The average UK pension fund booked a negative annual return for the first time since 2008 last year, nudged into the red by a marked rise in stock market volatility caused by the euro zone crisis, an early survey of the industry showed on Thursday.

Returns were minus 0.9 percent for the year, BNY Mellon estimated, due to a negative return of 4.8 percent during the third quarter. All other quarters of the year saw slightly positive returns.

2011 was a very volatile year for assets of pension funds, Alan Wilcock, performance and risk analytics manager at BNY Mellon Asset Servicing, said in a statement.

This volatility is reflected starkly in emerging market and Europe ex-UK equities, which posted annual returns of minus 17.8 percent and minus 15.2 percent respectively.

Allocations to UK equities reached an all-time low in 2011 of 19 percent, compared with 47.1 percent 10 years ago, BNY Mellon said.

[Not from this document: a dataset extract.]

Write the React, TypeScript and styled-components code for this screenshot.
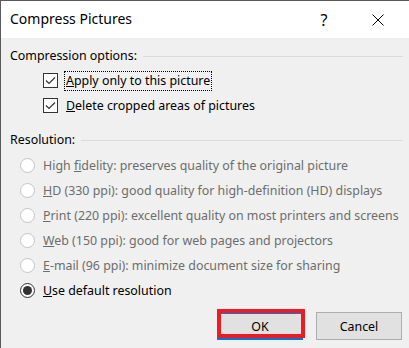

Despite recording an estimated average return of 8.4 percent a year since the financial crisis first erupted in 2008, Wilcock is cautious about the outlook.

Although returns were only slightly negative for the year as a whole, higher inflation and lower long-term interest rates will have added to pension scheme liabilities, he said.

Reflecting the heightened concern over the future path of inflation, UK pension funds almost tripled holdings of index-linked Gilts to 15 percent from 5.7 percent over a 10 year period.

Safe-haven plays also saw fixed-income allocations rise to 29.5 percent from 18.5 percent, most significantly within non-Gilts, the survey shows.

BNY Mellon will publish the full report at the end of March.